- _DATA_
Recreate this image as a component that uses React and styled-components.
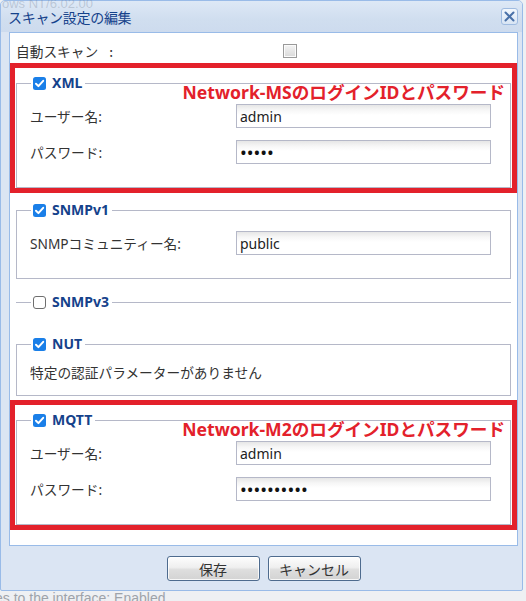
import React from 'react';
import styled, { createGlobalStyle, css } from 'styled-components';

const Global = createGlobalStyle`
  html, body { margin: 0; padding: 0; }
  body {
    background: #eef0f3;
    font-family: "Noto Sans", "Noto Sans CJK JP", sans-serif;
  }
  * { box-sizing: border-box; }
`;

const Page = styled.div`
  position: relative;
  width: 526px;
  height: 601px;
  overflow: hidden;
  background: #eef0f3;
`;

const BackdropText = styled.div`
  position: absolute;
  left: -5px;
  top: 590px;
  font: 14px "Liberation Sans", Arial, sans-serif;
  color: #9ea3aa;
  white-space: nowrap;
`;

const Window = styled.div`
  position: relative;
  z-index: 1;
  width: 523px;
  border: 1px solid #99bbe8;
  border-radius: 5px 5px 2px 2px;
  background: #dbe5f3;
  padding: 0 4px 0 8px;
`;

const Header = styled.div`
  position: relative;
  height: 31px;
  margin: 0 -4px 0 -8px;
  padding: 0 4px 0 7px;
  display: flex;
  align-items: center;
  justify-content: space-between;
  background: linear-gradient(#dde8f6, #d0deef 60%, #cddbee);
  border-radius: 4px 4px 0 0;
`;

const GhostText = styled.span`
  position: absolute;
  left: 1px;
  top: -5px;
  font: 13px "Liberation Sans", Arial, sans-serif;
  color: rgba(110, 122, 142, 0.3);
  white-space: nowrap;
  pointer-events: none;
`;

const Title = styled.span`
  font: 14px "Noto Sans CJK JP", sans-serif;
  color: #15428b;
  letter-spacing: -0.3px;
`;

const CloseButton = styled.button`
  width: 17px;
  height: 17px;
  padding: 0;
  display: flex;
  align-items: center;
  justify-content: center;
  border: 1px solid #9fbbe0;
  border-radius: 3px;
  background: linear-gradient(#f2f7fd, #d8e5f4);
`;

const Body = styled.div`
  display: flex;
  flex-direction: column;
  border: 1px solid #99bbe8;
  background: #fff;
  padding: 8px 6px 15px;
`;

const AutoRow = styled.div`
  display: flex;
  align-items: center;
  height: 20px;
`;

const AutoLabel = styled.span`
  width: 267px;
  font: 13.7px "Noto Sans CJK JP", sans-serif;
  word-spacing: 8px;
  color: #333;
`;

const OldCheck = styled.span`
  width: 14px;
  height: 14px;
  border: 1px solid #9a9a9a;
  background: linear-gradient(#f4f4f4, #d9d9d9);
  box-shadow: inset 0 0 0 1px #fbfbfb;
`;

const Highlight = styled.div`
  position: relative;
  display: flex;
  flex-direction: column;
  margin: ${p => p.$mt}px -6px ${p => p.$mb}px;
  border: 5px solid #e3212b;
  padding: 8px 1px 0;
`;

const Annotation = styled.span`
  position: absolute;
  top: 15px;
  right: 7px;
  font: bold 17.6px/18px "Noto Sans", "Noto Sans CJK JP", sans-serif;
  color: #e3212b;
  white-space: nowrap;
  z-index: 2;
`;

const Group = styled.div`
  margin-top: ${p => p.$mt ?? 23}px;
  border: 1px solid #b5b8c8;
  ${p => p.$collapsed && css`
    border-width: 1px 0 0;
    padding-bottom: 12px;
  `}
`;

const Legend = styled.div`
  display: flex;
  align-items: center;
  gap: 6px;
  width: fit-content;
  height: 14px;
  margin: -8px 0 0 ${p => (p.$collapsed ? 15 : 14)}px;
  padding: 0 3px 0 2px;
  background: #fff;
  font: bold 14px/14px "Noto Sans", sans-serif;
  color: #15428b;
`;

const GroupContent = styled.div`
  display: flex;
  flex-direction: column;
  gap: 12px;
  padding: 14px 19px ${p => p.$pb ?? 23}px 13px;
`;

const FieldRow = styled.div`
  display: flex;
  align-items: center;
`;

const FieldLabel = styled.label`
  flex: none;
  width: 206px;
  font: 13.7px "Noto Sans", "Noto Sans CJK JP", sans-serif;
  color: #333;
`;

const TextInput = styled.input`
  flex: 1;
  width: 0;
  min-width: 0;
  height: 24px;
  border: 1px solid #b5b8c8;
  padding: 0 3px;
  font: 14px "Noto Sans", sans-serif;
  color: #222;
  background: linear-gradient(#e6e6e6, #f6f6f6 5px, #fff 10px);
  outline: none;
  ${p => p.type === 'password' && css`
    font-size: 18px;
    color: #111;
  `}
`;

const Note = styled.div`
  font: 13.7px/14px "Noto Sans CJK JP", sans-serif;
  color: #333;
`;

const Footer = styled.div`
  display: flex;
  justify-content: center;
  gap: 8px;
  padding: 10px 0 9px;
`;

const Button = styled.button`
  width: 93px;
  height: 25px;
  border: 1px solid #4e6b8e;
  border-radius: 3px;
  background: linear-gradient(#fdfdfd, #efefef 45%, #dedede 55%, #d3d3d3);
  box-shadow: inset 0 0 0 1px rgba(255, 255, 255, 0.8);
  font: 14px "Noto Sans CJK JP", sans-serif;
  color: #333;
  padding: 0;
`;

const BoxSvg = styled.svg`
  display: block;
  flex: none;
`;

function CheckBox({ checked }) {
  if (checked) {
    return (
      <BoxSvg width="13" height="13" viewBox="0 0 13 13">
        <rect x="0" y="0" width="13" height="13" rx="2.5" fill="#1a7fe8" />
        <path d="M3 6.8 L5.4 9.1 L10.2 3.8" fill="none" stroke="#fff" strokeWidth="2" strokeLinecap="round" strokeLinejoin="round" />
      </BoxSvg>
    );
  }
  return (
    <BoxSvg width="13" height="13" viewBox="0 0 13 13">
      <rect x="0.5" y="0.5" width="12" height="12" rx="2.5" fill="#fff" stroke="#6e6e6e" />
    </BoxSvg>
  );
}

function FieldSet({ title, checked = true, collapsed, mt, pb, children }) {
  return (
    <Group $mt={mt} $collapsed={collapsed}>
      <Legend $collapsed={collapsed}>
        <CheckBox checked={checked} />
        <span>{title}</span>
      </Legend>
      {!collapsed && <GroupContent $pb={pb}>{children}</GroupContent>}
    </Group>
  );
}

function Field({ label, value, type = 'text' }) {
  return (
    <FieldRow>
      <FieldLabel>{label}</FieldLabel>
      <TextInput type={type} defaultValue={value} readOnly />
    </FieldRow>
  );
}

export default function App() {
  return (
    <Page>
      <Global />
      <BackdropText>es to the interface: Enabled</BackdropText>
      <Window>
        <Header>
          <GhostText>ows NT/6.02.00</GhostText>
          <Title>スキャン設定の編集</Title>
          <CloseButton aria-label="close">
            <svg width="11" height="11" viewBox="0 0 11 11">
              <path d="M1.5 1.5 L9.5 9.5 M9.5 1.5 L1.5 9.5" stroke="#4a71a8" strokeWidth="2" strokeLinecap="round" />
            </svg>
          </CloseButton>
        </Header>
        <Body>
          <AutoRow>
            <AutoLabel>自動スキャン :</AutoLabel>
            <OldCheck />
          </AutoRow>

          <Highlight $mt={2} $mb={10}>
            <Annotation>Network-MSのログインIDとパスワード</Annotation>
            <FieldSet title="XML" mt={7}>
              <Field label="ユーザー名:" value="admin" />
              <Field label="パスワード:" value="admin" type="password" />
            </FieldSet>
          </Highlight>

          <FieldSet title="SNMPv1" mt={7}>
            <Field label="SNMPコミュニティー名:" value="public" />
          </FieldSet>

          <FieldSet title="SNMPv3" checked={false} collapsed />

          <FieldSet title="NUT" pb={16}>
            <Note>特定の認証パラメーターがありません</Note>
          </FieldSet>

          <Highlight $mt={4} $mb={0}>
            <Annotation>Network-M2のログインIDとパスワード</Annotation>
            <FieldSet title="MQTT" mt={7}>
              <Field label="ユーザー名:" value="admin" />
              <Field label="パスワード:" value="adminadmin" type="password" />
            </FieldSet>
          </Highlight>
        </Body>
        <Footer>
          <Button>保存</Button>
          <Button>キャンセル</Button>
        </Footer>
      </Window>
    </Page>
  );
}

- _STATED TASK_
Which lines in the data above contain "React"? Show each one.

- _RESPONSE TO THE EXERCISE_
Recreate this image as a component that uses React and styled-components.
import React from 'react';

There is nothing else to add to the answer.